Many of Iggie’s Japanese friends had never seen netsuke before, let alone handled them. Jiro just remembered his grandfather, the entrepreneur, dressed in his dark dense grey kimono for weddings and funerals. Five heraldic motifs on neck and cuffs and sleeves, white split-toed socks and geta or wooden clogs, the wide obi belt in its stiff knot round his waist, and a netsuke – some animal? a rat? – hanging on its cord. But netsuke had disappeared from daily use eighty years beforehand in the early Meiji period, when kimonos for men had been discouraged. At Iggie’s parties, with glasses of whisky and plates of edamame, crunchy green-bean pods, scattered on the tables, the cases were opened. Netsuke were picked up again, exclaimed over, handed round and enjoyed. And friends explain them to you. As it is 1951, the Year of the Hare in the zodiac, you hold the netsuke made from the clearest ivory in the whole collection, and it is explained that it gleams because it is a lunar hare racing across the waves, illuminated by moonlight.

The last time netsuke had been handled in this social way was in Paris by Edmond de Goncourt, by Degas and Renoir in Charles Ephrussi’s salon of contemporary good taste, a conversation between an eroticised otherness and new art.

Now they are back home in Japan, the netsuke are a memory of conversations with grandparents about calligraphy, or poetry, or the shamisen. For Iggie’s Japanese guests, they are part of a lost world, made more astringent by the bleakness of post-war life.

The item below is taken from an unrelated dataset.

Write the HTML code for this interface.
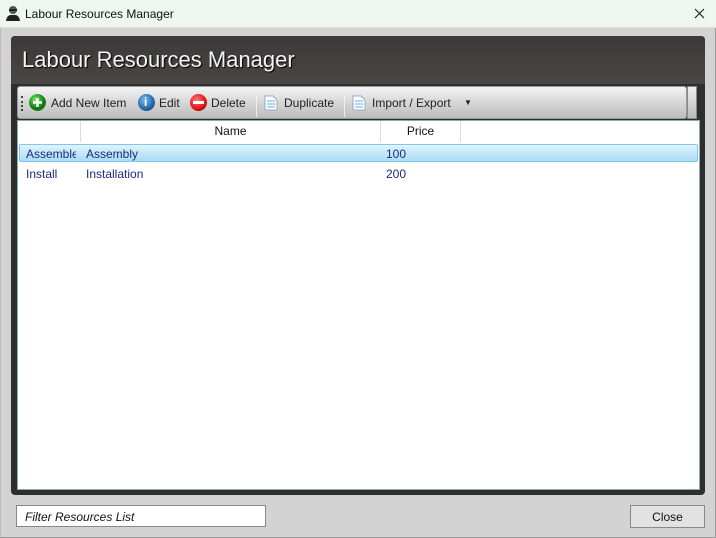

Look, the netsuke reprove, at this wealth of time there used to be.

Here they are also part of a new version of Japonisme. Iggie’s house has its counterpart in 1950s international-design magazines with their emphasis on the layering of Japanese style into the contemporary home. Japan can be referenced by a signature Buddha, a screen, a rough country jar in the new folk-craft trend. Architectural Digest is full of residences in America with these objects alongside the gold leaf in the hall, a wall of mirrors, the use of raw silk on the walls, vast plate-glass windows and abstract paintings.

In this Tokyo house of an adopted American there is a tokonama, the alcove that is so important in traditional houses, a space held apart from the rest of the house by a pillar of untreated timber. Country grasses are arranged in a basket near a scroll painting and a Japanese bowl. Contemporary Japanese pictures of etiolated figures and horses by Fukui, a favourite young painter, hang on the walls. Iggie’s catholic collection of books on Japanese art, Proust up against James Thurber and stacks and stacks of American crime, range the shelves.

But here amongst the Japanese art are also a few paintings from the Palais Ephrussi in Vienna, collected by his grandfather in the heady years of the family’s ascendancy during the 1870s.